> _Exercise brief_: Collect all lines containing the word "Tailwind" from the data.

> _Listed records_:
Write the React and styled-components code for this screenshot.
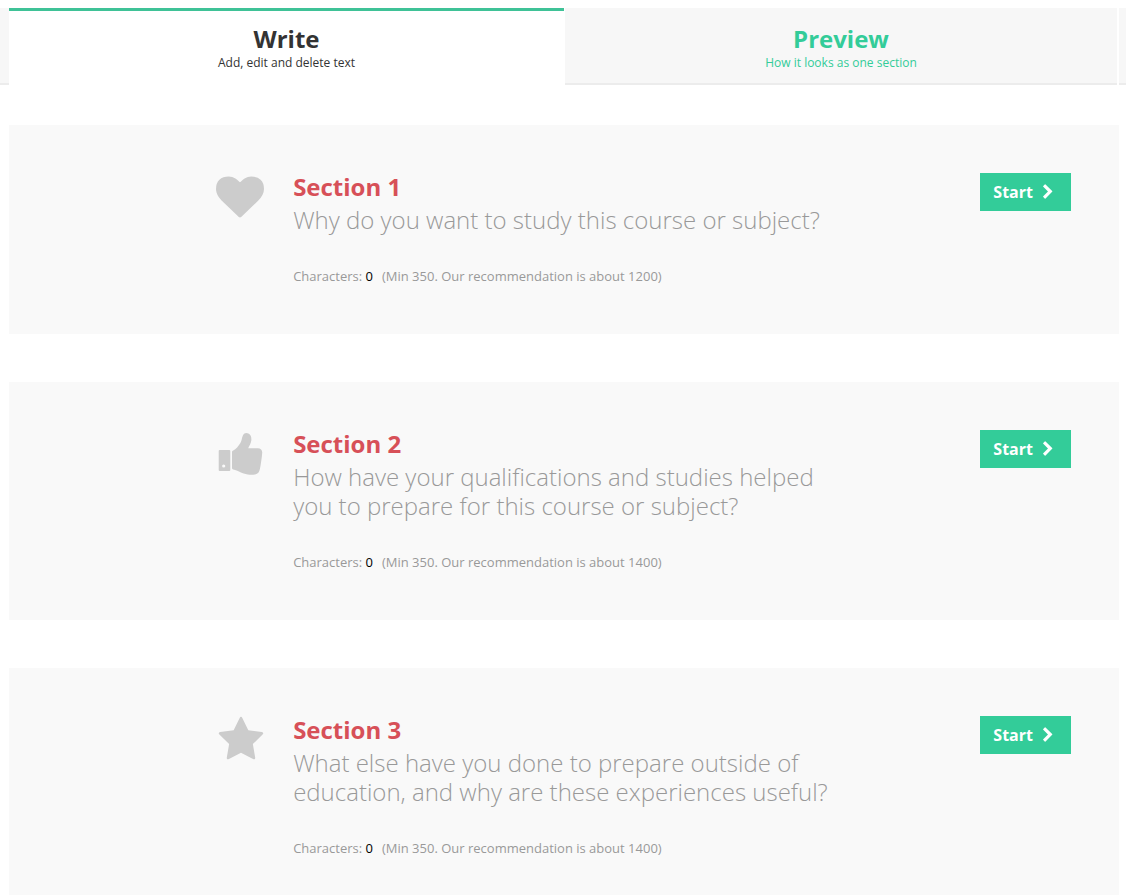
---
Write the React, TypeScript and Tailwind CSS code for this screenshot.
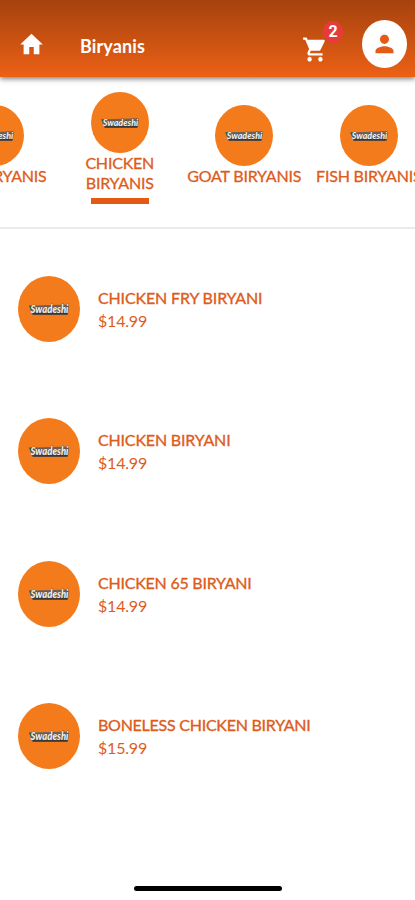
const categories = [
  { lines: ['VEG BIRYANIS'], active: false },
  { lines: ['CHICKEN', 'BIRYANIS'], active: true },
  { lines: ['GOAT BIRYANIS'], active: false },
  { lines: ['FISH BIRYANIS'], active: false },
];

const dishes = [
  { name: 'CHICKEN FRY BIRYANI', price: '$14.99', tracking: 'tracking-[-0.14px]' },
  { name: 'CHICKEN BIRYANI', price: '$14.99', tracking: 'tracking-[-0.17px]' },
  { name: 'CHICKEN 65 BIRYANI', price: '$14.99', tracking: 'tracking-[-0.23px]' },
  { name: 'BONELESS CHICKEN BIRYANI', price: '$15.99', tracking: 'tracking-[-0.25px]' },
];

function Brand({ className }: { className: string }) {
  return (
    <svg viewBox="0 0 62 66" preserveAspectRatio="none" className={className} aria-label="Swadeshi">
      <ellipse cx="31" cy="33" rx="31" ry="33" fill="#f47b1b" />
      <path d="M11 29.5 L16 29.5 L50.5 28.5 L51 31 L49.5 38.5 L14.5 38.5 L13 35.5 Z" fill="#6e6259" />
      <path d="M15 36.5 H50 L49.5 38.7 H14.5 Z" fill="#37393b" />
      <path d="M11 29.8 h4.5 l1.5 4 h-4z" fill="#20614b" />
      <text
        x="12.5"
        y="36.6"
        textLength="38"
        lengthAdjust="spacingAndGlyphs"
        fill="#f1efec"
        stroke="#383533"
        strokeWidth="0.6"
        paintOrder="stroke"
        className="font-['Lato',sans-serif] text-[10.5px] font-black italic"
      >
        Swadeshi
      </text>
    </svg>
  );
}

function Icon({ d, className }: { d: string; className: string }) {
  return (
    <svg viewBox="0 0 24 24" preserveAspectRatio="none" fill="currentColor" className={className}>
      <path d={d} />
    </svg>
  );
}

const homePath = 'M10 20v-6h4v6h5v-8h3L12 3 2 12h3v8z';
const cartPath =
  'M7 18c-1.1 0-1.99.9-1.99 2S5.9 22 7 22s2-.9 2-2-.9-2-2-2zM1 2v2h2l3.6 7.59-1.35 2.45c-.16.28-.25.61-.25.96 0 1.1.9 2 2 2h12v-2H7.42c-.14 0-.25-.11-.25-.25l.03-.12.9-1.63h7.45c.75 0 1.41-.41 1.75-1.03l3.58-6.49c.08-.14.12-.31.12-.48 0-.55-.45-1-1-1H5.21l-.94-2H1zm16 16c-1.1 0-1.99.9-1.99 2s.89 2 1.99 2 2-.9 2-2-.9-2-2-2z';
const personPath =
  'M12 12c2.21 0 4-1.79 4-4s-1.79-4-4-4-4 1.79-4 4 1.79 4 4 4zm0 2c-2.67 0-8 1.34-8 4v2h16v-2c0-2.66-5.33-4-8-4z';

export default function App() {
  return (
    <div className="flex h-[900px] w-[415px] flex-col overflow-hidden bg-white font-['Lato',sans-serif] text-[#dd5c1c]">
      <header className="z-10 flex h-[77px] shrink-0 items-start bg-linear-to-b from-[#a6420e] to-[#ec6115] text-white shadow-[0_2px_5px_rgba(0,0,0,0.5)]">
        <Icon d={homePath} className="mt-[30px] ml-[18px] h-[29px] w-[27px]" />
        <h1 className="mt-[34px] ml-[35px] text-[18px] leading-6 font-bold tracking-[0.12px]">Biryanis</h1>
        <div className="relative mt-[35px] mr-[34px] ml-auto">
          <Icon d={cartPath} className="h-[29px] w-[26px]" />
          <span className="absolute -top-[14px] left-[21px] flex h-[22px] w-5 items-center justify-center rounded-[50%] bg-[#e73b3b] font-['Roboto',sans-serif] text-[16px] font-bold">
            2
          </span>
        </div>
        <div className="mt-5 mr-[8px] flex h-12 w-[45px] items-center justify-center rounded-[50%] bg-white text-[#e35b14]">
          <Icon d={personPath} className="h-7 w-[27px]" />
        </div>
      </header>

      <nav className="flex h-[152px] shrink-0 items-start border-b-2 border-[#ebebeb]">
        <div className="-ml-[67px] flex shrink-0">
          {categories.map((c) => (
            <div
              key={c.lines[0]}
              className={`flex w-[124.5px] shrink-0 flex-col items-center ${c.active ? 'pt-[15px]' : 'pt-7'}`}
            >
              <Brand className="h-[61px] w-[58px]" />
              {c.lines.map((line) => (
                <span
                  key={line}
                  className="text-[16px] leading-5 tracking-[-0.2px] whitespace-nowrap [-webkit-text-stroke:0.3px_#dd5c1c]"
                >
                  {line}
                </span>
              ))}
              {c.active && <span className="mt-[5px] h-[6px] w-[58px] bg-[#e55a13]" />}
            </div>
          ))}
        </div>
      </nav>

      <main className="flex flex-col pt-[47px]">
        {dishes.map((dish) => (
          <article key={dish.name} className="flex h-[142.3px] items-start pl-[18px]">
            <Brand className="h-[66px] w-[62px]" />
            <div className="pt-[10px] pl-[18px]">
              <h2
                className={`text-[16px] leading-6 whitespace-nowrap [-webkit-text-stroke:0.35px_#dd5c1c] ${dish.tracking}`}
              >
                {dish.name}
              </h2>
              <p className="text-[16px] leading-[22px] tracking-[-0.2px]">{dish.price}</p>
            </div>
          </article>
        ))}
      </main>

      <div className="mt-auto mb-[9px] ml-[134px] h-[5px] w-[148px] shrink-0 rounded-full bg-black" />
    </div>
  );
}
--
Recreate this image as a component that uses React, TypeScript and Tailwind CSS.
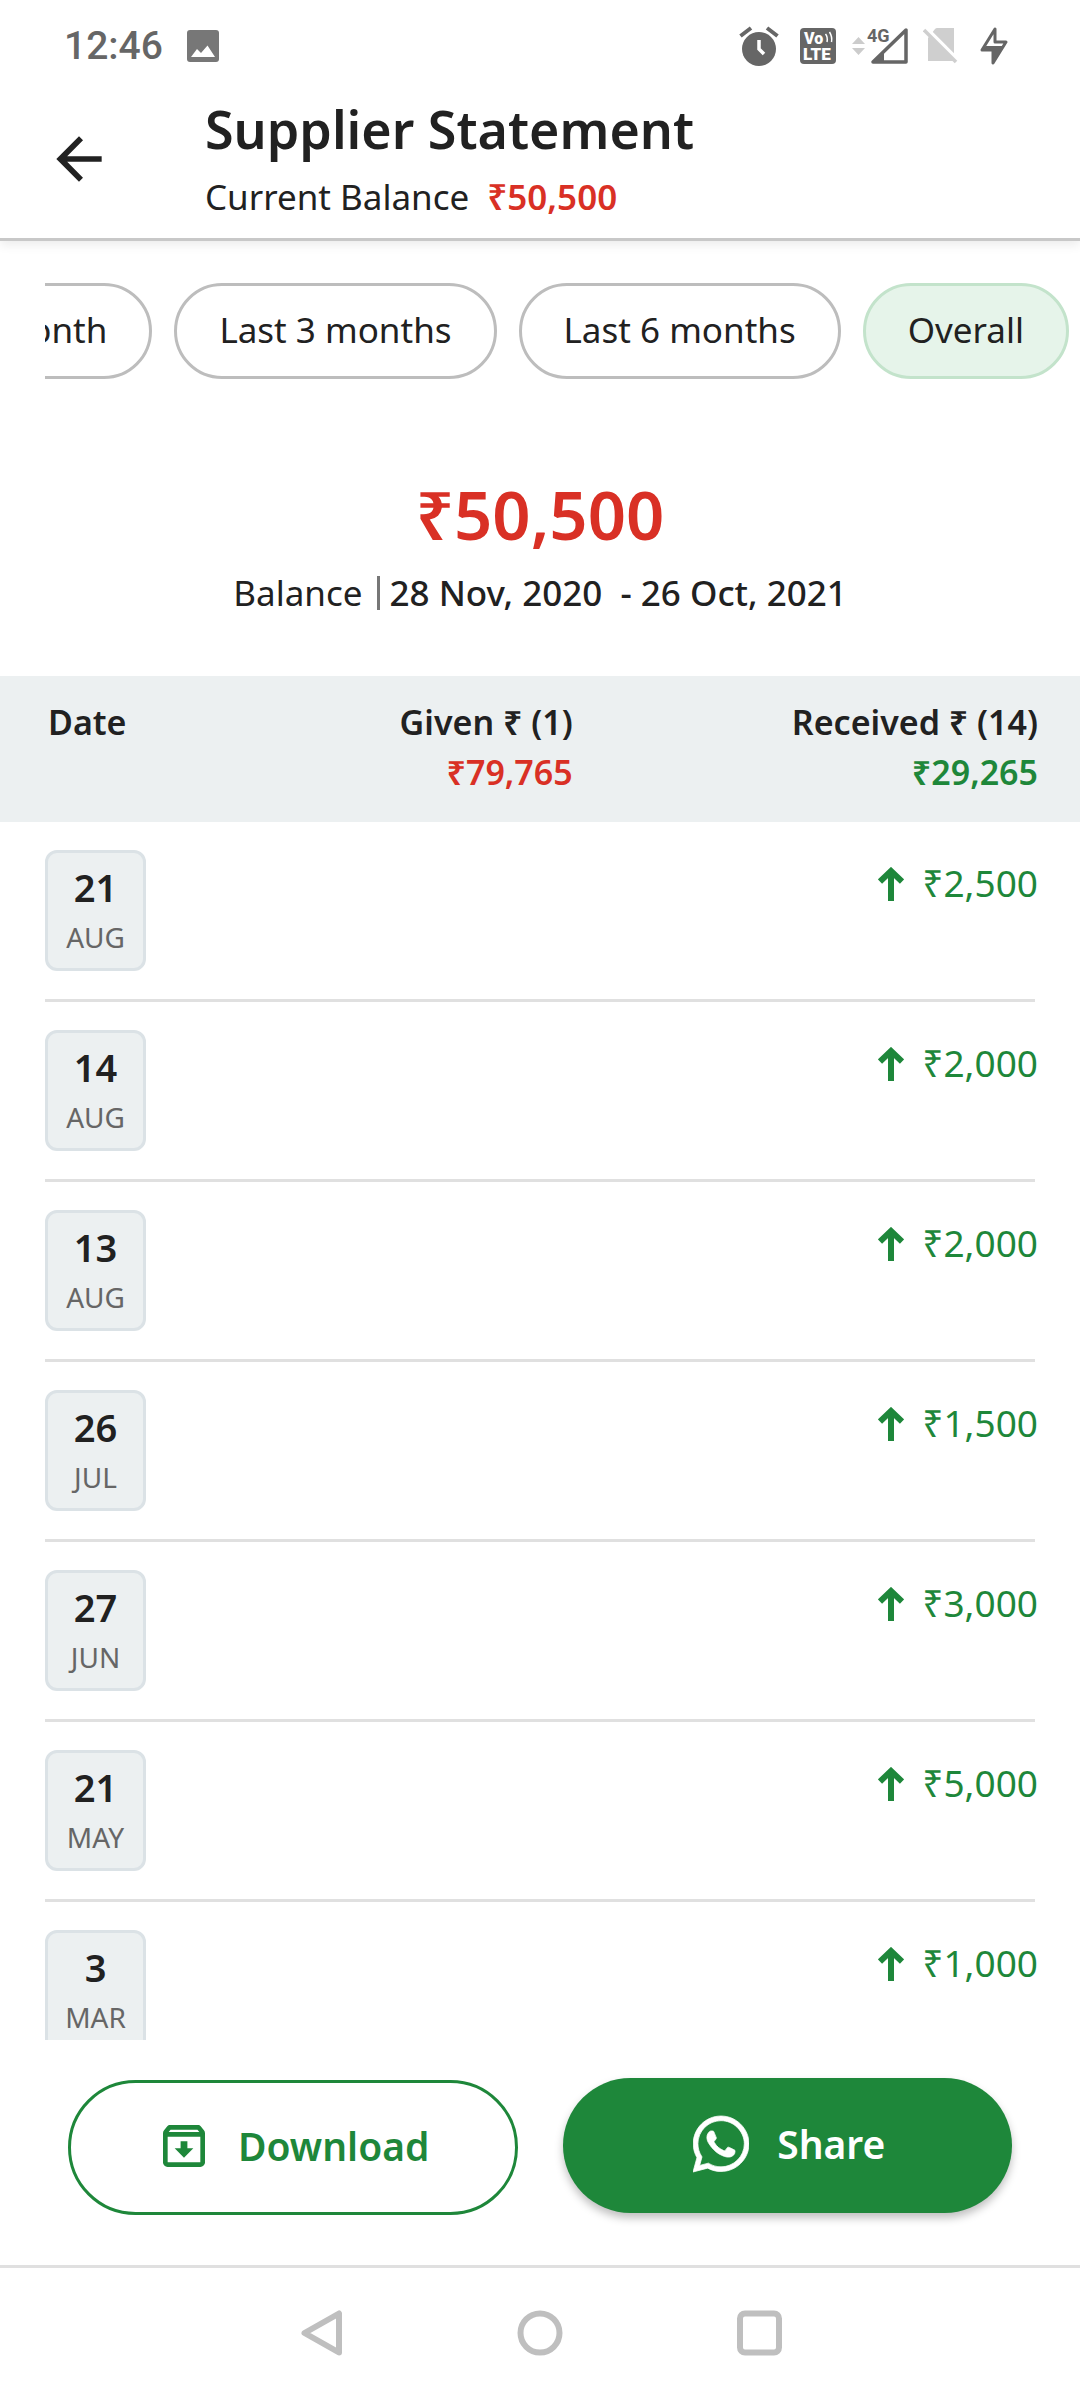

> _Response_:
Write the React, TypeScript and Tailwind CSS code for this screenshot.
Recreate this image as a component that uses React, TypeScript and Tailwind CSS.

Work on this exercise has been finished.